Prompt: Copy every line that mentions the word "with".

########

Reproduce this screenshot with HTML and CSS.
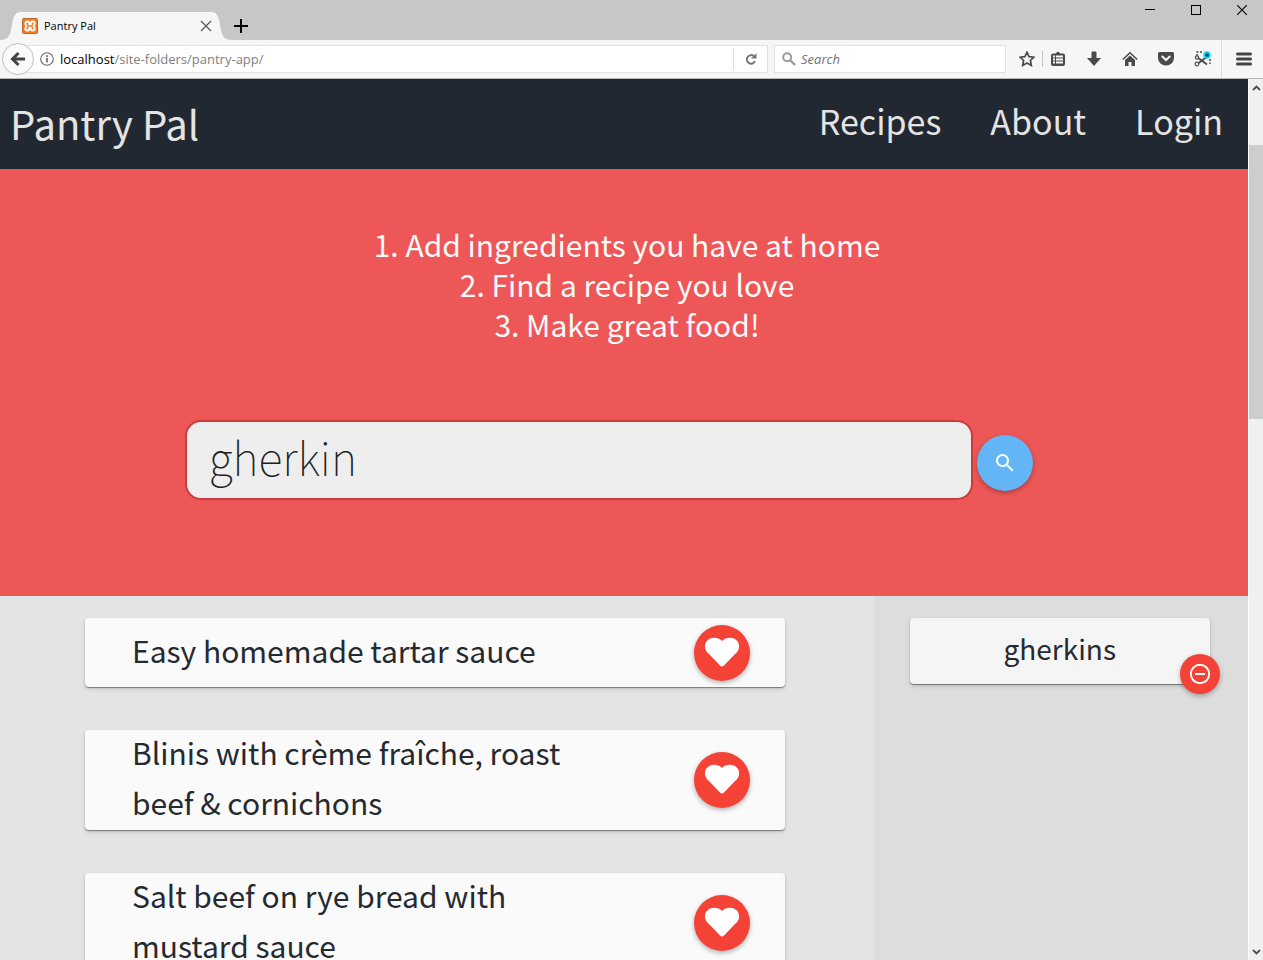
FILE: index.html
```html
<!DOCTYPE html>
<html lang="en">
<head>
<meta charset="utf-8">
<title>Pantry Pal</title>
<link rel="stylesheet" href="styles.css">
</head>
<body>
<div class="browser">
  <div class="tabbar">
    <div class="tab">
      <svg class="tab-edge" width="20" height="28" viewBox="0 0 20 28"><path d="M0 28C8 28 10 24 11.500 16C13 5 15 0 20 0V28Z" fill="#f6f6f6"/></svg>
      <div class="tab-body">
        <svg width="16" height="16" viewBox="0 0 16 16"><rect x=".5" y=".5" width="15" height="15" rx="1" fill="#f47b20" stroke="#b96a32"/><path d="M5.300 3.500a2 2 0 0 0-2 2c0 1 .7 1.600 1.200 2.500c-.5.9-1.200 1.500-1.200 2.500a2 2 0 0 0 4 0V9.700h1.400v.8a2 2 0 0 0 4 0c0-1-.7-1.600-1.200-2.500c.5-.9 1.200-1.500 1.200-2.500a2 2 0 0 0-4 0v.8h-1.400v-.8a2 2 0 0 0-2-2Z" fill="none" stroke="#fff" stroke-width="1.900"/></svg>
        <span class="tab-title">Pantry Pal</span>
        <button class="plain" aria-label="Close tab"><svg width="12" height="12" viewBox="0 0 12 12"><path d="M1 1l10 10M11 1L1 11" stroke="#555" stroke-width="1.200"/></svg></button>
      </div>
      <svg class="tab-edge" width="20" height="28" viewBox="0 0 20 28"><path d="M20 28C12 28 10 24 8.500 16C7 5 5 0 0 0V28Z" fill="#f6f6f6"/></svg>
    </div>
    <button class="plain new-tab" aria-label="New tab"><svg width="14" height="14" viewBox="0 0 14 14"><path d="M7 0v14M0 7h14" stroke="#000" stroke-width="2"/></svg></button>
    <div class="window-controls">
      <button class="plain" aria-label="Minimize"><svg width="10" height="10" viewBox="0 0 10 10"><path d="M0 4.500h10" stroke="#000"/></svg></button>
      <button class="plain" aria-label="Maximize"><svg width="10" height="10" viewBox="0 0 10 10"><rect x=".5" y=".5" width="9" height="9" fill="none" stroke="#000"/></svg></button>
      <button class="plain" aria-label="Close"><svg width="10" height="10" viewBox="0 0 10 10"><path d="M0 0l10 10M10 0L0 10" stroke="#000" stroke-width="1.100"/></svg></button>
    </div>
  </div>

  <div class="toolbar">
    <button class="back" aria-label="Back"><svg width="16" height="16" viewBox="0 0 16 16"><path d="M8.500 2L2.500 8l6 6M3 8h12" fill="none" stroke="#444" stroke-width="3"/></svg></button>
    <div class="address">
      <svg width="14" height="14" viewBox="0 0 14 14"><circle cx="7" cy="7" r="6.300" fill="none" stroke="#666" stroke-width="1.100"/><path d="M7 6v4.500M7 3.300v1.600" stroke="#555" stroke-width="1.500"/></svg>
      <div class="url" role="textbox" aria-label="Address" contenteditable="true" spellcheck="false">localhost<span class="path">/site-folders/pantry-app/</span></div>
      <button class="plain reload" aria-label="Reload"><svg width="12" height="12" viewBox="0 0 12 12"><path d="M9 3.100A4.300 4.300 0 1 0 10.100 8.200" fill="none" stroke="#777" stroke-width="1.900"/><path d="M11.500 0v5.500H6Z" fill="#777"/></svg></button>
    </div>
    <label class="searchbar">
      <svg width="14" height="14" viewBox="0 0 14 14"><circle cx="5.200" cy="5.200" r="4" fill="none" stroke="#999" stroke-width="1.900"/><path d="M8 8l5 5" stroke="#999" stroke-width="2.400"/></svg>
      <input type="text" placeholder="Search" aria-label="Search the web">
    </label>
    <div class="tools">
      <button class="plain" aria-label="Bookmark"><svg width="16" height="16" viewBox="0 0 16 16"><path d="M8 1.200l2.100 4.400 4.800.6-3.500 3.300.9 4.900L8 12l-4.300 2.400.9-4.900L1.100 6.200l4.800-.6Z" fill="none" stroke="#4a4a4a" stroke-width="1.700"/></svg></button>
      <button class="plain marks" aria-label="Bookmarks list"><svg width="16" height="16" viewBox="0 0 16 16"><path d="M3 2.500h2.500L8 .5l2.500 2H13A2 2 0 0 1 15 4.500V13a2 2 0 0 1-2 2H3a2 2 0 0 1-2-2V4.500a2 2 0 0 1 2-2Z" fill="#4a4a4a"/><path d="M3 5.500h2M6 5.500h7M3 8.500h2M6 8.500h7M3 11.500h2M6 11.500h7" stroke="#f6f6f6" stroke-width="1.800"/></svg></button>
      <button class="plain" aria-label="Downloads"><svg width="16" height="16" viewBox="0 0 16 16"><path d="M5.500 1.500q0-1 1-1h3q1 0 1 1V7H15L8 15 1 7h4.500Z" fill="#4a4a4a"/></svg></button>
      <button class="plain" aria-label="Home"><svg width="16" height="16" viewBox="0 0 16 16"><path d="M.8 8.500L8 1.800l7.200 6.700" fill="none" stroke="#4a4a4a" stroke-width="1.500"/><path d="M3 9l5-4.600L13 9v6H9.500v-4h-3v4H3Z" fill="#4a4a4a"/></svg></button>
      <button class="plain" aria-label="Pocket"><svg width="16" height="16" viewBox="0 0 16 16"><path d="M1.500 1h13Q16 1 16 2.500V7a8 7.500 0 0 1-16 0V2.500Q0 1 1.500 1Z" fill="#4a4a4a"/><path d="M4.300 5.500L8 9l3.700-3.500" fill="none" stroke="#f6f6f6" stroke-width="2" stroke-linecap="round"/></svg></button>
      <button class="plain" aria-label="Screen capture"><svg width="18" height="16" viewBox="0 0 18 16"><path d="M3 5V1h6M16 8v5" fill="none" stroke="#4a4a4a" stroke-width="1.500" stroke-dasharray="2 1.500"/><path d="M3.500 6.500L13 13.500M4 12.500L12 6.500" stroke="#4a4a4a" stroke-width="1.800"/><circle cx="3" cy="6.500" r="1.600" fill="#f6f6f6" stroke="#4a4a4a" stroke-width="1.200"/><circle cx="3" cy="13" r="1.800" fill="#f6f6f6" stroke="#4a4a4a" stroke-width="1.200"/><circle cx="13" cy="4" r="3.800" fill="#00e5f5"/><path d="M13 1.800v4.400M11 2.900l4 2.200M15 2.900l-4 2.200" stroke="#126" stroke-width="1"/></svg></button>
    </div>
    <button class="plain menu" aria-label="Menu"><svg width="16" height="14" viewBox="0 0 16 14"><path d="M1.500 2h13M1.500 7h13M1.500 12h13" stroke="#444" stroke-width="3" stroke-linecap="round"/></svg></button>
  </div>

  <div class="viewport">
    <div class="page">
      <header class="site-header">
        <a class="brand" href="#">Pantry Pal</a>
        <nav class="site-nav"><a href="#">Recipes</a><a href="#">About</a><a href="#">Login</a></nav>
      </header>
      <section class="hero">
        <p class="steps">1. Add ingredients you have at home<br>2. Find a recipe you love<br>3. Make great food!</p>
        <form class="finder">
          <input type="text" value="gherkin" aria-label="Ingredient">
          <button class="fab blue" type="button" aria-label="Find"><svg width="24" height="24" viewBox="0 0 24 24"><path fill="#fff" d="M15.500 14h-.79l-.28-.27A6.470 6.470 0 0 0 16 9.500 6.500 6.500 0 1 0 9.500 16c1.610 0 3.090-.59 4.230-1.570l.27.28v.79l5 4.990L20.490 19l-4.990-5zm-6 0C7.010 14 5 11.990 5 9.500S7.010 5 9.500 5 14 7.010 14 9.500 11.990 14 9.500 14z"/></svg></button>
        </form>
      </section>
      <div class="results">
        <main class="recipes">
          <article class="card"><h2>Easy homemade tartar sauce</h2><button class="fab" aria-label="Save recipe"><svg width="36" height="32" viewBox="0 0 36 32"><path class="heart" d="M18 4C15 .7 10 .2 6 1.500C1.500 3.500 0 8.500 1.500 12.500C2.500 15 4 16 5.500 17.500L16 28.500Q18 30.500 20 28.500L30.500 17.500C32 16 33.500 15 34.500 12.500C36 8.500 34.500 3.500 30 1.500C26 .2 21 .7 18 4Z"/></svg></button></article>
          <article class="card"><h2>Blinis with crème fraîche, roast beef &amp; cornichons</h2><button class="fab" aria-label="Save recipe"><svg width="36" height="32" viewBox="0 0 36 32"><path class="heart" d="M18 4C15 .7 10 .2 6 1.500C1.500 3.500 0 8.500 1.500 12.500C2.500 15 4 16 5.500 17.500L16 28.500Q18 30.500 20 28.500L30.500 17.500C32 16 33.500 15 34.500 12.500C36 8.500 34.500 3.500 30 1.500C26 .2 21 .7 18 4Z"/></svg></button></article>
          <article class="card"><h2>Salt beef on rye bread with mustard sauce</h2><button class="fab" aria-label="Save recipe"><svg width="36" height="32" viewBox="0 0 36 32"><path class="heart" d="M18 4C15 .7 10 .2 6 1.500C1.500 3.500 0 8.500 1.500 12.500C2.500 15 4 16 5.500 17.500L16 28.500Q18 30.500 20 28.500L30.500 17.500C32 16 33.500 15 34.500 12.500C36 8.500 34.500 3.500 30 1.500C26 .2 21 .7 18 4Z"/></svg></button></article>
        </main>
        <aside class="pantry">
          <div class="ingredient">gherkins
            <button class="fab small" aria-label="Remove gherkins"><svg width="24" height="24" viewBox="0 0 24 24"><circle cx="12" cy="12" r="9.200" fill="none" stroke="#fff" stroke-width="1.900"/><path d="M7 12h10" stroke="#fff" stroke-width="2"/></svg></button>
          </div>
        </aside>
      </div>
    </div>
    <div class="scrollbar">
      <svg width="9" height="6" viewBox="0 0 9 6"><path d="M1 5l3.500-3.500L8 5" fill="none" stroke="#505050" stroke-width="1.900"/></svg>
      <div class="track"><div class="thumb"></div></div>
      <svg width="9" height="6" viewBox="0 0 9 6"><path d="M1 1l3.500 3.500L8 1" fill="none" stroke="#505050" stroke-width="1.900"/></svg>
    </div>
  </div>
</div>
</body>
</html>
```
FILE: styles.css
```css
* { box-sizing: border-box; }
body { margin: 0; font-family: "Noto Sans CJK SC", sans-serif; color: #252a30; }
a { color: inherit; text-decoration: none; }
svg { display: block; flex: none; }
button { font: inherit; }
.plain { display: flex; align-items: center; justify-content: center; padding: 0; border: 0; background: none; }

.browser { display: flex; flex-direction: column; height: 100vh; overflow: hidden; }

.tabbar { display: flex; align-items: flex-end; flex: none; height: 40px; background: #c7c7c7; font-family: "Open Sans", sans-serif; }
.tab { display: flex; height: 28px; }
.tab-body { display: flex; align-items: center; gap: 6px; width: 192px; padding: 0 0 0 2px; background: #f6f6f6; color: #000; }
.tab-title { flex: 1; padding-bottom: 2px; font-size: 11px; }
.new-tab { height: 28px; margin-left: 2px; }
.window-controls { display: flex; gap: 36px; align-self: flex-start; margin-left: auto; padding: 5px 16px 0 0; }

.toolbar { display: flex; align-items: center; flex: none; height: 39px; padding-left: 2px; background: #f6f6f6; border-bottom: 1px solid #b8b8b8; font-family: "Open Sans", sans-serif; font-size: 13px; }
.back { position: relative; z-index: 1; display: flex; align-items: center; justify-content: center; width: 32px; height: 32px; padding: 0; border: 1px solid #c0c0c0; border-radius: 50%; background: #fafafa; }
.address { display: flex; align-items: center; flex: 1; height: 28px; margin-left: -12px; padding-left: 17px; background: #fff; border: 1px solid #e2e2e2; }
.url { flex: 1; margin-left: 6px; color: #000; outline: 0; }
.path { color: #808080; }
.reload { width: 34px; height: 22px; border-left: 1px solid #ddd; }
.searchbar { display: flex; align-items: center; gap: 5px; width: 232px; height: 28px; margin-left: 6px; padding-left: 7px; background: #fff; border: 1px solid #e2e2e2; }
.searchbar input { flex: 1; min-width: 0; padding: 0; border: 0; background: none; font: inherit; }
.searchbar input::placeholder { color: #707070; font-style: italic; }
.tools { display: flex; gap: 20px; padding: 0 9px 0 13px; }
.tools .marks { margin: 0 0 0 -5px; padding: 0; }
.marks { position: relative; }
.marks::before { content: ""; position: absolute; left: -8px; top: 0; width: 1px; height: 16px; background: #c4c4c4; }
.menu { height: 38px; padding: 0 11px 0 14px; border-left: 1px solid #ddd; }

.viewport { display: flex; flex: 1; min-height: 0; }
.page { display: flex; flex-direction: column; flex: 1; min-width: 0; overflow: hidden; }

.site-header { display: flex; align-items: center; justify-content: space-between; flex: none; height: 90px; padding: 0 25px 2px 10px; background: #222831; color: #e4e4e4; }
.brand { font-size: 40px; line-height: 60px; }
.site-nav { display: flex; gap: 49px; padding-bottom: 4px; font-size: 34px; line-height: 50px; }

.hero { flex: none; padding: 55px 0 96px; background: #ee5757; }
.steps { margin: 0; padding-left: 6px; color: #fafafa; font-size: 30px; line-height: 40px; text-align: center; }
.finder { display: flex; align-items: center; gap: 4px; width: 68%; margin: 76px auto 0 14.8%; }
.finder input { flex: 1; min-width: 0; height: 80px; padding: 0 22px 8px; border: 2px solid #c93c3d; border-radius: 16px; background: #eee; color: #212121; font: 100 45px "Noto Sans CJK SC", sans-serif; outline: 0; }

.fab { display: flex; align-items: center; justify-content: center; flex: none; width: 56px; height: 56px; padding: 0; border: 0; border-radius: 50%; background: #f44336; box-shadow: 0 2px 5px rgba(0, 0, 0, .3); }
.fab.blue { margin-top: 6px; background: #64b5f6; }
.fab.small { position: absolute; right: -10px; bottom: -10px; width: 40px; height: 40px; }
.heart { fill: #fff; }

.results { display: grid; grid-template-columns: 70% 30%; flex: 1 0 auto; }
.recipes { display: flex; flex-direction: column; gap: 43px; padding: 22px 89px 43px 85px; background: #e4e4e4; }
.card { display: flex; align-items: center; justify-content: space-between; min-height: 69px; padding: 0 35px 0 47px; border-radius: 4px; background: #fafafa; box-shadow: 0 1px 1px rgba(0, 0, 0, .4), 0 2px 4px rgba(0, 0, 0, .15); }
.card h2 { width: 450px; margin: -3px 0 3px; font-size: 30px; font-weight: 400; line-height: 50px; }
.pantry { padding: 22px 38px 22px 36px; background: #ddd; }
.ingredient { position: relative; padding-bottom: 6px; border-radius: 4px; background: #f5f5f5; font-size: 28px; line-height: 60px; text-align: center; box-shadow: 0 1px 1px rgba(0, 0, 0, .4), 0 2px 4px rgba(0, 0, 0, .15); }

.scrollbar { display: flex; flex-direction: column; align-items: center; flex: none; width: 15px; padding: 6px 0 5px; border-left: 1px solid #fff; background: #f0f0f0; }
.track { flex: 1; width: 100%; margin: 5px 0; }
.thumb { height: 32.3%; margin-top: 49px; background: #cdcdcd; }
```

########

Solution to this problem:
Reproduce this screenshot with HTML and CSS.
          <article class="card"><h2>Blinis with crème fraîche, roast beef &amp; cornichons</h2><button class="fab" aria-label="Save recipe"><svg width="36" height="32" viewBox="0 0 36 32"><path class="heart" d="M18 4C15 .7 10 .2 6 1.500C1.500 3.500 0 8.500 1.500 12.500C2.500 15 4 16 5.500 17.500L16 28.500Q18 30.500 20 28.500L30.500 17.500C32 16 33.500 15 34.500 12.500C36 8.500 34.500 3.500 30 1.500C26 .2 21 .7 18 4Z"/></svg></button></article>
          <article class="card"><h2>Salt beef on rye bread with mustard sauce</h2><button class="fab" aria-label="Save recipe"><svg width="36" height="32" viewBox="0 0 36 32"><path class="heart" d="M18 4C15 .7 10 .2 6 1.500C1.500 3.500 0 8.500 1.500 12.500C2.500 15 4 16 5.500 17.500L16 28.500Q18 30.500 20 28.500L30.500 17.500C32 16 33.500 15 34.500 12.500C36 8.500 34.500 3.500 30 1.500C26 .2 21 .7 18 4Z"/></svg></button></article>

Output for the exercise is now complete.